Wednesday 20 June 2012

Friday's Lesson: Street Spirit (Fade Out)

Check out the video below.

Below is the background info on the track...

Have a scan through and look at the level of detail... Look at one of your own, favourite, videos and research it. What is it about? What do YOU think it's about? Who directed it. What else did they direct? Are they as good? Is the directer affieliated to a specific band or label?

http://www.youtube.com/watch?v=IrTB-iiecqk


"Street Spirit (Fade Out)" (commonly referred to as "Street Spirit") is a song by Radiohead, featured on their second studio album The Bends, which was released in 1995. Noted by singer-songwriter and guitarist Thom Yorke as "one of [the band's] saddest songs" and describing it as "the dark tunnel without the light at the end", "Street Spirit" was released as the band's ninth single and reached number five on the UK Singles Chart, the highest chart position the band achieved until "Paranoid Android" from OK Computer, which reached number three in 1997.
Yorke has suggested that the song was inspired by the 1991 novel The Famished Road, written by Ben Okri, and that its music was inspired by R.E.M.

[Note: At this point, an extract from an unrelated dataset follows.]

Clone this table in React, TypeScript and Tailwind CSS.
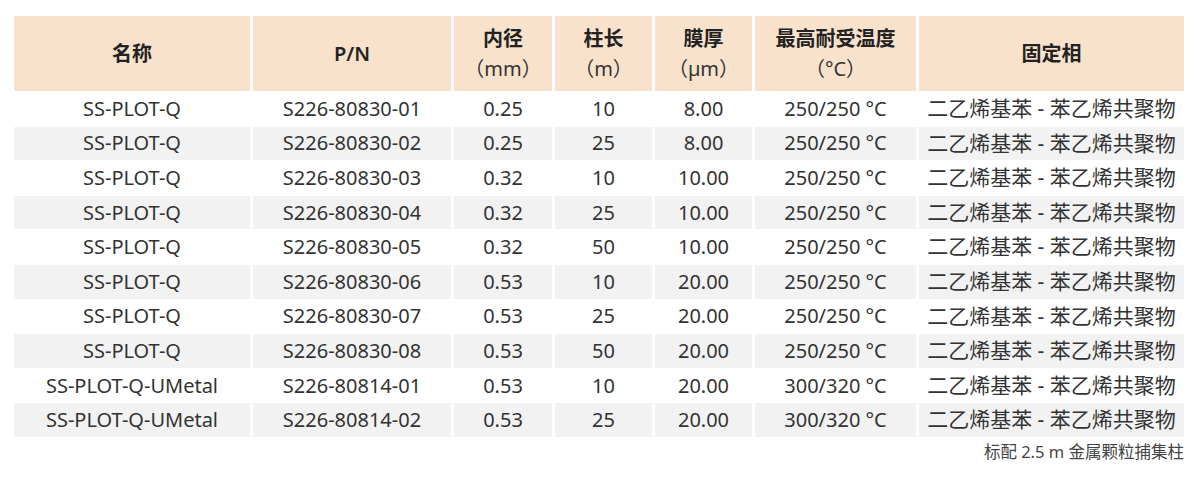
import React from 'react';

const cols = 'grid grid-cols-[236px_198px_98px_97px_97px_161px_265px] gap-x-[3px]';

interface Row {
  name: string;
  pn: string;
  id: string;
  len: string;
  film: string;
  temp: string;
}

const phase = '二乙烯基苯 - 苯乙烯共聚物';

const rows: Row[] = [
  { name: 'SS-PLOT-Q', pn: 'S226-80830-01', id: '0.25', len: '10', film: '8.00', temp: '250/250 °C' },
  { name: 'SS-PLOT-Q', pn: 'S226-80830-02', id: '0.25', len: '25', film: '8.00', temp: '250/250 °C' },
  { name: 'SS-PLOT-Q', pn: 'S226-80830-03', id: '0.32', len: '10', film: '10.00', temp: '250/250 °C' },
  { name: 'SS-PLOT-Q', pn: 'S226-80830-04', id: '0.32', len: '25', film: '10.00', temp: '250/250 °C' },
  { name: 'SS-PLOT-Q', pn: 'S226-80830-05', id: '0.32', len: '50', film: '10.00', temp: '250/250 °C' },
  { name: 'SS-PLOT-Q', pn: 'S226-80830-06', id: '0.53', len: '10', film: '20.00', temp: '250/250 °C' },
  { name: 'SS-PLOT-Q', pn: 'S226-80830-07', id: '0.53', len: '25', film: '20.00', temp: '250/250 °C' },
  { name: 'SS-PLOT-Q', pn: 'S226-80830-08', id: '0.53', len: '50', film: '20.00', temp: '250/250 °C' },
  { name: 'SS-PLOT-Q-UMetal', pn: 'S226-80814-01', id: '0.53', len: '10', film: '20.00', temp: '300/320 °C' },
  { name: 'SS-PLOT-Q-UMetal', pn: 'S226-80814-02', id: '0.53', len: '25', film: '20.00', temp: '300/320 °C' },
];

const headers: [string, string?][] = [
  ['名称'],
  ['P/N'],
  ['内径', '（mm）'],
  ['柱长', '（m）'],
  ['膜厚', '（µm）'],
  ['最高耐受温度', '（°C）'],
  ['固定相'],
];

function HeadCell({ top, sub }: { top: string; sub?: string }) {
  return (
    <div className="bg-[#f9e2cc] flex flex-col items-center justify-center leading-[30px]">
      <span className="font-semibold text-[#222]">{top}</span>
      {sub && <span className="text-[#333]">{sub}</span>}
    </div>
  );
}

export default function App() {
  return (
    <div
      className="w-[1200px] h-[479px] bg-white pt-4 pl-[14px] text-[20px] text-[#333]"
      style={{ fontFamily: '"Noto Sans", "Noto Sans CJK SC", sans-serif' }}
    >
      <div className={`${cols} h-[75px]`}>
        {headers.map(([top, sub]) => (
          <HeadCell key={top} top={top} sub={sub} />
        ))}
      </div>
      <div className="flex flex-col gap-y-px pt-px">
        {rows.map((r, i) => (
          <div
            key={r.pn}
            className={`${cols} h-[33.6px] items-stretch`}
          >
            {[r.name, r.pn, r.id, r.len, r.film, r.temp].map((v, j) => (
              <div
                key={j}
                className={`${i % 2 ? 'bg-[#f2f2f2]' : 'bg-white'} flex items-center justify-center whitespace-nowrap`}
              >
                {v}
              </div>
            ))}
            <div className={`${i % 2 ? 'bg-[#f2f2f2]' : 'bg-white'} flex items-center justify-center whitespace-nowrap text-[21px]`}>
              {phase}
            </div>
          </div>
        ))}
      </div>
      <div className="w-[1170px] text-right text-[16.5px] text-[#444] mt-[3px]">
        标配 2.5 m 金属颗粒捕集柱
      </div>
    </div>
  );
}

The black-and-white music video for "Street Spirit" was filmed during two nights in a desert just outside Los Angeles. It premiered in February 1996 and was directed by Jonathan Glazer, who said, "That was definitely a turning point in my own work. I knew when I finished that, because they found their own voices as an artist, at that point, I felt like I got close to whatever mine was, and I felt confident that I could do things that emoted, that had some kind of poetic as well as prosaic value. That for me was a key moment." Glazer would later direct the video for "Karma Police".

Youtubers commented:
For me, this song could have had two meanings- firstly, it may have been a statement on the absolute despairs of depression- the sense of disconnectedness, the warped sense of detachment and time, where things happen about you but you're uninvolved- a sense that time around you is moving slowly; unresponsiveness and dull noir.
Secondly, everyone within this clip is trying to be beautiful in some way; but attempts of liberality fail, and they fall to the ground. They attempt to ascend, but fall.